What happened

Shares of online video game platform Roblox (RBLX -3.66%) tumbled 5.1% in early trading Monday, as of 10:20 a.m. ET, as investors hedge their bets against a potential earnings disappointment later this week.

Roblox shares, which have been up and down all year, have been down more often than up in the run-up to earnings, falling 15% since hitting their most recent high two weeks ago. They're also down 47% over the past 52 weeks.

So what

Roblox warned investors last month that bookings were down roughly 7% to 10% per user in September. In the case of Roblox, "bookings" basically means customer purchases of Robux virtual currency, to spend later in the game (at which point these bookings become revenue).
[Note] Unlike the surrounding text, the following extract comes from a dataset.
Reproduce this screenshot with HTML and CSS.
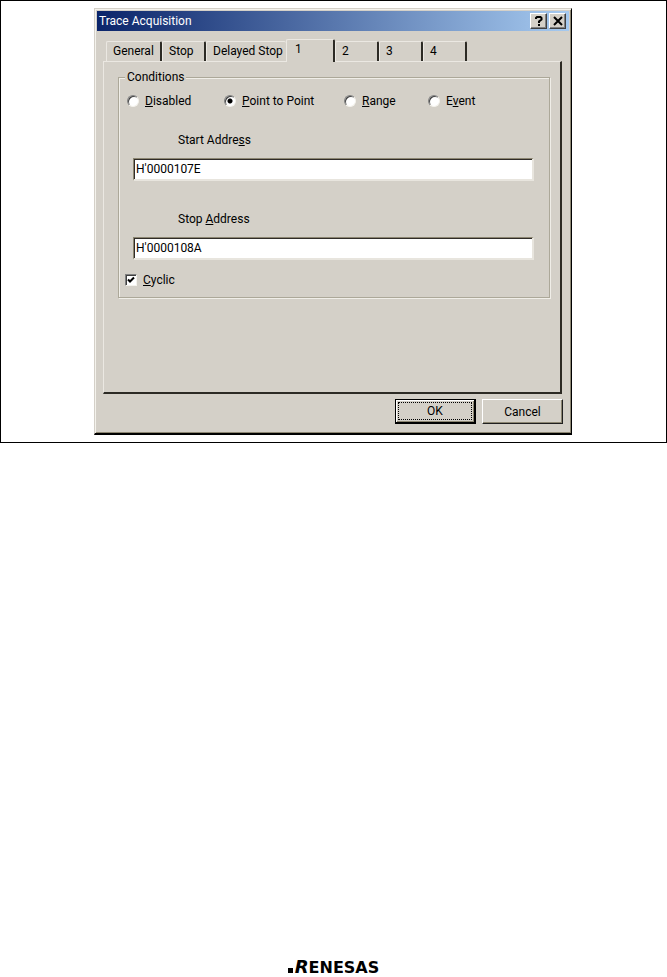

This has investors thinking that the third quarter could be a rough one for Roblox. Currently, analysts are forecasting less than an 8% year-over-year improvement in revenue to $686.3 million (according to data from Yahoo! Finance). Worse, Roblox's losses are expected to more than double to $0.33 per share.  

Now what

How bad would this news be for Roblox, if it comes to pass when earnings arrive on Wednesday?

Well, obviously, rising revenue and declining earnings would not be a good look for Roblox. Value investors won't be happy with the lack of profits, and even growth investors probably won't be pleased with just a single-digit revenue growth rate (and the potential for a reversal, if revenue follows bookings down lower).

For that matter, free-cash-flow (FCF) fans like myself aren't entirely enthused about Roblox's current valuation of 80 times FCF. Turns out, 2021 may have been a high-water mark for Roblox's generation of cash profit because, even with revenue continuing to grow modestly, most analysts don't see Roblox surpassing its 2021 level of free-cash-flow generation until 2026.  

Long story short, there's a whole lot more risk than reward heading into Roblox's earnings announcement on Wednesday. Investors who are selling the stock today may have the right idea.